Canè
Il colore quasi si confonde con quello delle divise dei soldati: brunito, tre metri di legno liscio, lucido. È la croce di Nassiriya. Stava in Iraq nella base assaltata dai terroristi il 12 novembre del 2003. Oggi ricorda all’Accademia militare di Modena i nostri 17 militari morti. Lo ricorda agli ufficiali di domani, che prenderanno il posto degli uomini che ora nel sud del Libano, in Iraq, nei Paesi baltici, costituiscono una ossatura importante dei contingenti Onu e Nato. Perché l’Italia non fa la guerra, come vuole la Costituzione, ma non si volta neppure dall’altra parte dove si combatte. Anche a rischio della vita, come a Nassiriya appunto. E allora il Papa fa il suo mestiere quando ammonisce: "Le armi non porteranno mai la pace". Ma se le armi non tacciono, bene ha fatto Mattarella a ricordare nel giorno dei caduti il nostro "contributo per combattere gli orrori e le atrocità delle guerre e del terrorismo". Cosa che facciamo in queste ore con grande pericolo soprattutto dove volano missili tra Israele e Hezbollah, e dove forse le cose non degenerano proprio perché sventola, una volta tanto, la bandiera Onu.
Insomma, mentre le guerre si moltiplicano, si può anche fare della retorica, agitare vessilli arcobaleno.
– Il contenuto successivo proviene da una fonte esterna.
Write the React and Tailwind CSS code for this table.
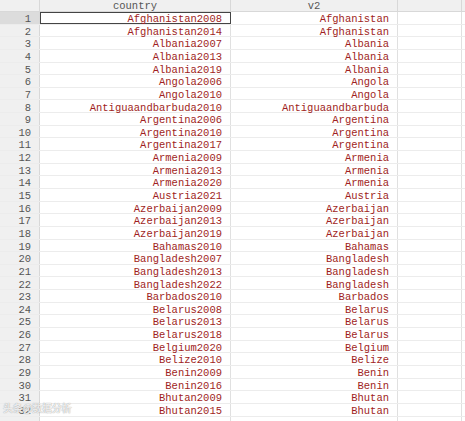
import React from 'react';

const rows = [
  ['Afghanistan2008', 'Afghanistan'],
  ['Afghanistan2014', 'Afghanistan'],
  ['Albania2007', 'Albania'],
  ['Albania2013', 'Albania'],
  ['Albania2019', 'Albania'],
  ['Angola2006', 'Angola'],
  ['Angola2010', 'Angola'],
  ['Antiguaandbarbuda2010', 'Antiguaandbarbuda'],
  ['Argentina2006', 'Argentina'],
  ['Argentina2010', 'Argentina'],
  ['Argentina2017', 'Argentina'],
  ['Armenia2009', 'Armenia'],
  ['Armenia2013', 'Armenia'],
  ['Armenia2020', 'Armenia'],
  ['Austria2021', 'Austria'],
  ['Azerbaijan2009', 'Azerbaijan'],
  ['Azerbaijan2013', 'Azerbaijan'],
  ['Azerbaijan2019', 'Azerbaijan'],
  ['Bahamas2010', 'Bahamas'],
  ['Bangladesh2007', 'Bangladesh'],
  ['Bangladesh2013', 'Bangladesh'],
  ['Bangladesh2022', 'Bangladesh'],
  ['Barbados2010', 'Barbados'],
  ['Belarus2008', 'Belarus'],
  ['Belarus2013', 'Belarus'],
  ['Belarus2018', 'Belarus'],
  ['Belgium2020', 'Belgium'],
  ['Belize2010', 'Belize'],
  ['Benin2009', 'Benin'],
  ['Benin2016', 'Benin'],
  ['Bhutan2009', 'Bhutan'],
  ['Bhutan2015', 'Bhutan'],
];

export default function App() {
  return (
    <div
      className="relative w-[465px] h-[421px] overflow-hidden bg-white text-[10.5px] leading-none"
      style={{ fontFamily: '"Liberation Mono", "DejaVu Sans Mono", monospace' }}
    >
      {/* header */}
      <div className="flex h-[12px] bg-[#f0f0f0] border-b border-[#d8d8d8] text-[#555]">
        <div className="w-[40px] border-r border-[#d8d8d8]" />
        <div className="w-[191px] flex items-center justify-center pt-[2px] border-r border-[#d8d8d8]">country</div>
        <div className="w-[167px] flex items-center justify-center pt-[2px] border-r border-[#d8d8d8]">v2</div>
        <div className="w-[64px] border-r border-[#d8d8d8]" />
        <div className="flex-1" />
      </div>

      {rows.map(([c, v], i) => (
        <div key={i} className="flex h-[12.65px] border-b border-[#ececec]">
          <div
            className={
              'w-[40px] flex items-center justify-end pr-[8px] pt-[3px] border-r border-[#d8d8d8] text-[#555] ' +
              (i === 0 ? 'bg-[#dcdcdc]' : 'bg-[#f0f0f0]')
            }
          >
            {i + 1}
          </div>
          <div
            className={
              'w-[191px] flex items-center justify-end pr-[8px] pt-[3px] text-[#a01e22] ' +
              (i === 0 ? 'border border-[#444]' : 'border-r border-[#e0e0e0]')
            }
          >
            {c}
          </div>
          <div className="w-[167px] flex items-center justify-end pr-[8px] pt-[3px] border-r border-[#e0e0e0] text-[#a01e22]">
            {v}
          </div>
          <div className="w-[64px] border-r border-[#e0e0e0]" />
          <div className="flex-1" />
        </div>
      ))}

      {/* empty partial row at the bottom */}
      <div className="flex h-[12.65px]">
        <div className="w-[40px] bg-[#f0f0f0] border-r border-[#d8d8d8]" />
        <div className="w-[191px] border-r border-[#e0e0e0]" />
        <div className="w-[167px] border-r border-[#e0e0e0]" />
        <div className="w-[64px] border-r border-[#e0e0e0]" />
      </div>

      {/* watermark */}
      <div
        className="absolute left-[3px] top-[403px] text-[10px] text-white/80 font-bold tracking-tight"
        style={{ fontFamily: '"Noto Sans CJK SC", sans-serif', textShadow: '0 0 1px #888' }}
      >
        头条@数据分析
      </div>
    </div>
  );
}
Poi ci sono i fatti. Tragici. E in questa realtà l’Italia c’è stata e c’è con un ruolo che solo l’ottusità o la malafede ideologica non riescono a vedere. Un ruolo importante, perché i nostri soldati sono sempre stati ovunque garanzia di professionalità, di umanità e di dialogo. Non a caso gli Usa hanno chiesto l’intervento dei carabinieri a Gerusalemme, come mediatori tra etnie e comunità religiose diverse e contrapposte. Certo, la guerra costa anche a chi la contrasta. Per questo, ricordando i nostri caduti, fa rabbia il populismo "neo pacifista" (vedi Conte) contro le spese militari. Che l’Italia fa, doverosamente. Per combattere al meglio. Contro le guerre.